**SUPPLIED DATA:**
****************

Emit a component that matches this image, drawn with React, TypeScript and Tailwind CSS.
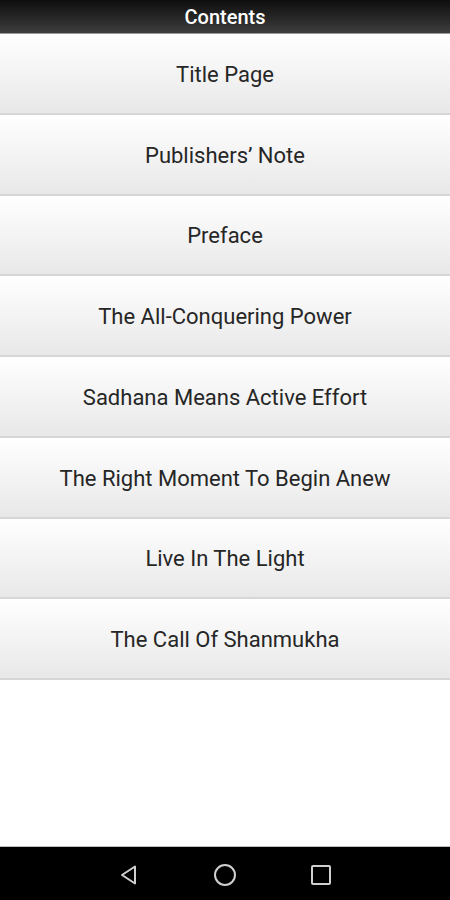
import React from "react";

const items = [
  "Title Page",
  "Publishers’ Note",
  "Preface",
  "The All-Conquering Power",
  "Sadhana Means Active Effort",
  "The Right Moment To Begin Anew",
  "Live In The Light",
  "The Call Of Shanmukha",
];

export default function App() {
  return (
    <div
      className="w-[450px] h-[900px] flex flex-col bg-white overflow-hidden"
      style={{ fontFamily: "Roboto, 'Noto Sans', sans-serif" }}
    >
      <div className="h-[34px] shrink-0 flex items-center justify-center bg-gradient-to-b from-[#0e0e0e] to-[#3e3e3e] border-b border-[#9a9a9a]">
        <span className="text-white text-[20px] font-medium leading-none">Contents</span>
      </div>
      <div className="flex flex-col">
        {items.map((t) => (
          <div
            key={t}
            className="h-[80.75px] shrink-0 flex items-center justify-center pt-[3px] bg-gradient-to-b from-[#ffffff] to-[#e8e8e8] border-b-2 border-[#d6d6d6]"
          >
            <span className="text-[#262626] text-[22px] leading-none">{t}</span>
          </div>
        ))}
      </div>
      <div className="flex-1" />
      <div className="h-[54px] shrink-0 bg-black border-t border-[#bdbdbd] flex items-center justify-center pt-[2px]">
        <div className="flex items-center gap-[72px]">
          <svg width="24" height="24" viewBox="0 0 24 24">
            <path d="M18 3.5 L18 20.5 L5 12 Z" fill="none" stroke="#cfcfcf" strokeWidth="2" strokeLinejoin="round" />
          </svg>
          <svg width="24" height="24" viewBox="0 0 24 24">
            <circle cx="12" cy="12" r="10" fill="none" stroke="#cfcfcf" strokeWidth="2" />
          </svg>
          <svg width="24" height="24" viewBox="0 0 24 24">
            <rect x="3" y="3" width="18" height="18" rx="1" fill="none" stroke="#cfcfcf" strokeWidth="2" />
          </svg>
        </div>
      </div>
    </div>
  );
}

****************

**EXERCISE GOAL:** Copy the material exactly. Do not include the pictures.

**TASK OUTPUT:**
Emit a component that matches this image, drawn with React, TypeScript and Tailwind CSS.
import React from "react";

const items = [
  "Title Page",
  "Publishers’ Note",
  "Preface",
  "The All-Conquering Power",
  "Sadhana Means Active Effort",
  "The Right Moment To Begin Anew",
  "Live In The Light",
  "The Call Of Shanmukha",
];

export default function App() {
  return (
    <div
      className="w-[450px] h-[900px] flex flex-col bg-white overflow-hidden"
      style={{ fontFamily: "Roboto, 'Noto Sans', sans-serif" }}
    >
      <div className="h-[34px] shrink-0 flex items-center justify-center bg-gradient-to-b from-[#0e0e0e] to-[#3e3e3e] border-b border-[#9a9a9a]">
        <span className="text-white text-[20px] font-medium leading-none">Contents</span>
      </div>
      <div className="flex flex-col">
        {items.map((t) => (
          <div
            key={t}
            className="h-[80.75px] shrink-0 flex items-center justify-center pt-[3px] bg-gradient-to-b from-[#ffffff] to-[#e8e8e8] border-b-2 border-[#d6d6d6]"
          >
            <span className="text-[#262626] text-[22px] leading-none">{t}</span>
          </div>
        ))}
      </div>
      <div className="flex-1" />
      <div className="h-[54px] shrink-0 bg-black border-t border-[#bdbdbd] flex items-center justify-center pt-[2px]">
        <div className="flex items-center gap-[72px]">
          <svg width="24" height="24" viewBox="0 0 24 24">
            <path d="M18 3.5 L18 20.5 L5 12 Z" fill="none" stroke="#cfcfcf" strokeWidth="2" strokeLinejoin="round" />
          </svg>
          <svg width="24" height="24" viewBox="0 0 24 24">
            <circle cx="12" cy="12" r="10" fill="none" stroke="#cfcfcf" strokeWidth="2" />
          </svg>
          <svg width="24" height="24" viewBox="0 0 24 24">
            <rect x="3" y="3" width="18" height="18" rx="1" fill="none" stroke="#cfcfcf" strokeWidth="2" />
          </svg>
        </div>
      </div>
    </div>
  );
}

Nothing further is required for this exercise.